Climate scientists have answered the right question, which is: “How much do we have to reduce emissions now to reduce the risk of cataclysmic climate change to an acceptable level so we can feel reasonably safe?” When answering the right question, climate scientists focus on the central issue—cataclysmic climate change that we can ill afford—even though it is far less likely than the kind of mild to moderate climate change mainstream economic climate modelers focus on instead. When mainstream economic modelers ignore cataclysmic climate change because it is less likely and because they cannot even begin to estimate the damages if it does occur, they make themselves irrelevant to the primary issue at hand. Climate scientists, on the other hand, correctly treat the problem as an insurance problem: Can we afford the premiums we have to pay to make ourselves reasonably safe? The answer to this question in the case of cataclysmic climate change turns out to be a resounding “yes.” As insurance policies go, it is easily affordable and, in fact, quite a good buy!

When mainstream economists conclude that the expected benefits of avoiding moderate climate change do not warrant the costs of significant emission reductions, all they have discovered is that the expected value of an insurance policy we do not need is negative. The policy we need is the one they did not even consider since their models do not take cataclysmic climate change into account. Moreover, the expected value of most insurance policies for buyers is always negative since it must be positive for sellers if the insurance industry is to be profitable! However, this does not mean we are foolish whenever we buy insurance. Insurance is about avoiding unlikely consequences you cannot afford, and to do this sensible people happily buy insurance policies with an expected negative value all the time. This is why we should pay an affordable premium and reduce carbon emissions dramatically now to avoid cataclysmic climate change—an outcome whose consequences are not just incalculable but unthinkable. Weighing costs and benefits of a little more or less moderate climate change is completely beside the point.

Growth of What?

Economists have long worshipped at the altar of economic growth. If economists had a motto, it would likely be “A rising tide raises all boats.” Not long ago a dissident group of ecological economists issued a blunt challenge to this conventional wisdom: “Infinite growth on a finite planet is impossible.” It was a showstopper, although the cast in the mainstream economics show paid it little attention, and their show goes on.

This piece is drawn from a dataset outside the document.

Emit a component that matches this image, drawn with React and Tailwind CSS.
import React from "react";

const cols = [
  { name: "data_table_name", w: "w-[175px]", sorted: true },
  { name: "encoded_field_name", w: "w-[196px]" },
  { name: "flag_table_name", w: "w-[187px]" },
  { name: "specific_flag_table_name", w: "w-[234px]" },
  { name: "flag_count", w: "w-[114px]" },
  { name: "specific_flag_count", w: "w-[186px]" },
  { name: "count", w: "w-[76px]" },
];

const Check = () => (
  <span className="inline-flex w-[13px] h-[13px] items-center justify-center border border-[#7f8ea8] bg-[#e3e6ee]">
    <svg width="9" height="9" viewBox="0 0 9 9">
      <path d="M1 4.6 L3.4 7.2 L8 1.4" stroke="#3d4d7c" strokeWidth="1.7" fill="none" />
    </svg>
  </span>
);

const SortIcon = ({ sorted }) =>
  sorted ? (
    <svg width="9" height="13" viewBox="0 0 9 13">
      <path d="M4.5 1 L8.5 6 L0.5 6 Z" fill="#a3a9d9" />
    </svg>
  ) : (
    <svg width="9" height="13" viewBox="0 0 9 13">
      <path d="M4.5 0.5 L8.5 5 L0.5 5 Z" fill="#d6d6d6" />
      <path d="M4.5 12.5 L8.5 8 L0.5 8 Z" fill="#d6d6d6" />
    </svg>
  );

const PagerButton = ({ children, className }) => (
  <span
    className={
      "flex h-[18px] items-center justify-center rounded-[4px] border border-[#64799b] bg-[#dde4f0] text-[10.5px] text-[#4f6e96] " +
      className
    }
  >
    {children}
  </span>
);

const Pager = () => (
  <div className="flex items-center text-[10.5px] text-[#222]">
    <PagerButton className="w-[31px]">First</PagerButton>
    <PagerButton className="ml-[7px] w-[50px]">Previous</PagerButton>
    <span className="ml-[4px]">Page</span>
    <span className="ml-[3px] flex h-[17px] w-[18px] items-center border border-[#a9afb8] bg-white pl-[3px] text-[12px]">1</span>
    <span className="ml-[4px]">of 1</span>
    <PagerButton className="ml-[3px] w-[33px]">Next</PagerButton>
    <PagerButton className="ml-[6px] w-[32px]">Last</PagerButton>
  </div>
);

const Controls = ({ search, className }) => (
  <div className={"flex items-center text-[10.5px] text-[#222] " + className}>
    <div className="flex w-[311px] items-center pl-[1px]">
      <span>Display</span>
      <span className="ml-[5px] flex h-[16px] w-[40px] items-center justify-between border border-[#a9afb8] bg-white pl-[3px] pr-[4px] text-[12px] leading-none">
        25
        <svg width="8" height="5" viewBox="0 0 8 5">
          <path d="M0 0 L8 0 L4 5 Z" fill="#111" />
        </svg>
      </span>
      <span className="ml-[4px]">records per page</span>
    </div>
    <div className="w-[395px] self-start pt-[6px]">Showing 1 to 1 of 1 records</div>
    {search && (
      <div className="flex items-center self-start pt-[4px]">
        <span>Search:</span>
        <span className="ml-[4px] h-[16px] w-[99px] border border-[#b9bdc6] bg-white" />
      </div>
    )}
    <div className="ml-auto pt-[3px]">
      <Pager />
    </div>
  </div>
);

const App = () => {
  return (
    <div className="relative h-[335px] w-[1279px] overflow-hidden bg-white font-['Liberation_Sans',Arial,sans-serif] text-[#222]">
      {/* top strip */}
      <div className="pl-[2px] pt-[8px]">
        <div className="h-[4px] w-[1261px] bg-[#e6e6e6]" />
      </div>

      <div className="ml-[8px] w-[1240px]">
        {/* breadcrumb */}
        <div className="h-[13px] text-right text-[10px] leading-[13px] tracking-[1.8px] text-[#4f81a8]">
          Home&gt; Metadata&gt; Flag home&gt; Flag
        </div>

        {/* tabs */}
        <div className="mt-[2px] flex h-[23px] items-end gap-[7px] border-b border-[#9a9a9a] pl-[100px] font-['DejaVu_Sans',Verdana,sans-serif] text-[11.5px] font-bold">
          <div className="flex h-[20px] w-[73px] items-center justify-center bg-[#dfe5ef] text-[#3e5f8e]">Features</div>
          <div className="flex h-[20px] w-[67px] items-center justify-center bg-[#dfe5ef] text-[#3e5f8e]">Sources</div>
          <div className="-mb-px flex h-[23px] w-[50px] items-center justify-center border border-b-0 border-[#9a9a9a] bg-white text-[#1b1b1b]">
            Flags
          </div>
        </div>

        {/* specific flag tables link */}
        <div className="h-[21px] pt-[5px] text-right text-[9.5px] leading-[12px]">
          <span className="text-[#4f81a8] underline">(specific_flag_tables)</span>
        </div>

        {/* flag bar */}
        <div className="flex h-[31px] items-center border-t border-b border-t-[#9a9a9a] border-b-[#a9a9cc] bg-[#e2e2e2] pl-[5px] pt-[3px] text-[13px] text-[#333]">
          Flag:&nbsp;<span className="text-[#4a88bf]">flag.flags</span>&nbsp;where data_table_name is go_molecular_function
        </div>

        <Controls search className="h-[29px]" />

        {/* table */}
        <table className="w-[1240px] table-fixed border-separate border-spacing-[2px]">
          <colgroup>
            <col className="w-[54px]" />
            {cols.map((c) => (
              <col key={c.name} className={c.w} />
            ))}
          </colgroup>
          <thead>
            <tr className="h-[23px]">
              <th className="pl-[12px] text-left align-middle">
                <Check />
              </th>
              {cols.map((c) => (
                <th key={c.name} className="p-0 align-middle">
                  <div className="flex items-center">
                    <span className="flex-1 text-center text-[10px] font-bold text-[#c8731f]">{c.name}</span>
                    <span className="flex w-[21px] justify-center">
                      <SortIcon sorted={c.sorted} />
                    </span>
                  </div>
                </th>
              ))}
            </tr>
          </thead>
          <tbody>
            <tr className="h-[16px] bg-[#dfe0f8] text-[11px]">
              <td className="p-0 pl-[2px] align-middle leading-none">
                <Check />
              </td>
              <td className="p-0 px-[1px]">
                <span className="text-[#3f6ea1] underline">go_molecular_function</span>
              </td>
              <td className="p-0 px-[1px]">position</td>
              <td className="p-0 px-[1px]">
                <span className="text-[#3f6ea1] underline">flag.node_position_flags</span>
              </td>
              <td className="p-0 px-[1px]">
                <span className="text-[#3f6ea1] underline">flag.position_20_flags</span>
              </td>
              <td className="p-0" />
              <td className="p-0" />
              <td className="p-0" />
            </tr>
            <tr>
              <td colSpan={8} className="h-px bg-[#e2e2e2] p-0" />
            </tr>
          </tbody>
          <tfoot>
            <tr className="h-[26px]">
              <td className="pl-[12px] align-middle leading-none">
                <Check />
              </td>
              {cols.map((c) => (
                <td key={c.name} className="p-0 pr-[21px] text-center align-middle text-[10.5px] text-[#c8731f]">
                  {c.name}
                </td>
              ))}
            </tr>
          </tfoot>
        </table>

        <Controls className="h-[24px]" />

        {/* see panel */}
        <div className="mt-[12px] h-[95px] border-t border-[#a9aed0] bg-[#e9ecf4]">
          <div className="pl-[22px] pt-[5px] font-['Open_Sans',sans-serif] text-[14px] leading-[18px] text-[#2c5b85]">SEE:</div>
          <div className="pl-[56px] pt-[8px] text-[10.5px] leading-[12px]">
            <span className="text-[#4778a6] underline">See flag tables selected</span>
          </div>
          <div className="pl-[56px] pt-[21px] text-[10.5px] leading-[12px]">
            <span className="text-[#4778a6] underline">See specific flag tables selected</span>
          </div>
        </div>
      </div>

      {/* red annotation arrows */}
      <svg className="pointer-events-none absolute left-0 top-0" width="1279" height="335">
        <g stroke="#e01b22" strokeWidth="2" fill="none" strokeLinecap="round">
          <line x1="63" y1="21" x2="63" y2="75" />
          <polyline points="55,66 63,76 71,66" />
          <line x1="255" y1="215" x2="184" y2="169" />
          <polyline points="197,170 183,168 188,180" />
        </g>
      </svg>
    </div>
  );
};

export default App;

How can it make sense to strive for something that is impossible to achieve? Why should we hope to grow faster if faster growth only exhausts our finite resources and fouls the environment with our wastes that much sooner? If infinite growth is not sustainable, then should we not be searching for a steady state economy that is sustainable and does not impoverish future generations?

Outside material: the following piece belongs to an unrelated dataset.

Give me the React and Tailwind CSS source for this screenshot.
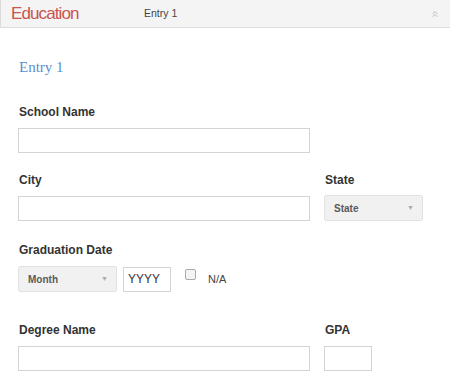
import React from "react";
import {ChevronsUp} from "lucide-react";

const Label = ({children, className = ""}) => (
  <div className={`text-[12px] leading-[14px] font-bold text-[#333] ${className}`}>{children}</div>
);

const TextBox = ({className = ""}) => (
  <div className={`h-[25px] border border-[#d4d4d4] bg-white ${className}`} />
);

const SelectBox = ({label, className = ""}) => (
  <div
    className={`h-[26px] bg-[#f1f1f1] border border-[#e2e2e2] rounded-[2px] flex items-center justify-between pl-[9px] pr-[8px] ${className}`}>
    <span className="text-[10px] font-bold text-[#5a5a5a]">{label}</span>
    <span className="text-[7px] text-[#aaa]">▼</span>
  </div>
);

export default function App() {
  return (
    <div className="w-[450px] h-[390px] bg-white overflow-hidden font-['Liberation_Sans',Arial,sans-serif]">
      {/* header bar */}
      <div className="h-[28px] bg-[#f4f4f4] border-b border-[#dcdcdc] border-l flex items-center">
        <span className="w-[143px] pl-[10px] text-[17px] tracking-[-0.9px] text-[#c9534f] leading-none">Education</span>
        <span className="text-[10.5px] text-[#444]">Entry 1</span>
        <ChevronsUp className="ml-auto mr-[10px] text-[#999]" size={10} strokeWidth={1.5} />
      </div>

      <div className="pl-[18px]">
        <div className="mt-[30px] text-[15px] leading-[18px] text-[#5b8fd0] font-['Liberation_Serif',serif] pl-[1px]">
          Entry 1
        </div>

        <Label className="mt-[29px] pl-[1px]">School Name</Label>
        <TextBox className="mt-[9px] w-[292px]" />

        <div className="mt-[20px] grid grid-cols-[292px_99px] gap-x-[14px]">
          <Label className="pl-[1px]">City</Label>
          <Label className="pl-[1px]">State</Label>
          <TextBox className="mt-[9px]" />
          <SelectBox label="State" className="mt-[8px]" />
        </div>

        <Label className="mt-[22px] pl-[1px]">Graduation Date</Label>
        <div className="mt-[9px] flex items-center">
          <SelectBox label="Month" className="w-[99px]" />
          <div className="ml-[6px] w-[48px] h-[25px] border border-[#d4d4d4] flex items-center pl-[4px] text-[12px] text-[#333]">
            YYYY
          </div>
          <div className="ml-[14px] mb-[10px] w-[11px] h-[11px] border border-[#aaa] rounded-[2px] bg-[#f4f4f4]" />
          <span className="ml-[12px] text-[11px] text-[#444]">N/A</span>
        </div>

        <div className="mt-[31px] grid grid-cols-[292px_48px] gap-x-[14px]">
          <Label className="pl-[1px]">Degree Name</Label>
          <Label className="pl-[1px]">GPA</Label>
          <TextBox className="mt-[9px]" />
          <TextBox className="mt-[9px]" />
        </div>
      </div>
    </div>
  );
}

Ecological economists have done a great service by issuing their bold challenge. However, as we discover in Chapter 5, it is important to ask “growth of what” when considering this issue. Much time has been wasted because people have been talking past each other and talking about the growth of very different things. What ecological economists call throughput and insist cannot continue to grow is not the same as the gross domestic product that mainstream economists talk about growing. In the shouting match that has ensued, important issues that we will need to explore have been pushed into the background.

Organization of This Book

Part I explains why we need a new environmental economic paradigm in order to develop a much broader intellectual framework than the simplistic problematic of allocating scarce natural resources to competing insatiable wants and disposing of the wastes of economic activity in the least costly way. Chapter 1 considers the implications of a full-world as opposed to an empty-world mind-set. Chapter 2 explains why cost-benefit analysis (CBA) is far from value-free and not always the appropriate method for making environmental policy choices. Chapter 3 explores complicated issues that arise when we try to define “sustainable development” and measure “progress.”

Moving discussion beyond platitudes about population growth and industrialization, Part II focuses attention instead on perverse incentives intrinsic to our economic institutions that put the natural environment at much greater risk than people realized until forty years ago, when the modern environmental movement was born. Chapter 4 explains the implications of externalities, public goods, free access to common property resources, and discrepancies between profit rates and the social rate of time discount. When these main-stream theories are properly interpreted, they reveal a great deal about why the environment is endangered. Chapter 5 confirms the concerns emphasized by heterodox schools of economic thought that private enterprise and market economies contain an unhealthy “growth imperative” that is environmentally destructive are well founded, even if some who make this argument fail to present their case in a convincing way.

Many people, including some economists, suffer from fundamental confusions about how different environmental policies work. Part III equips environmentalists and progressives to confront professional economists who often do not share their values or priorities in debates over environmental policy. Chapter 6 begins by explaining why free-market environmentalism is not the answer to environmental problems its proponents would have us believe, but is instead an ideological and political obstacle to solving environmental problems. Chapter 7 goes on to explain the logic, as well as the strengths and weaknesses, of different environmental policies from a progressive perspective.

Part IV applies our new understanding to climate change, the greatest environmental problem humanity has ever faced. Unfortunately, averting climate change, and doing so fairly, requires overcoming serious obstacles that have stymied progress to date. Chapter 8 reviews the history of climate negotiations leading up to the disastrous meetings in Copenhagen in December 2009. Chapter 9 evaluates criticisms of the Kyoto Protocol and identifies important lessons to be learned. Chapter 10 applies those lessons to designing an effective, efficient, and fair post-Kyoto treaty.

The conclusion briefly discusses political strategy and ideas about more far-reaching, systemic changes that might prove necessary to alter our relations with the natural environment before damage becomes irreversible.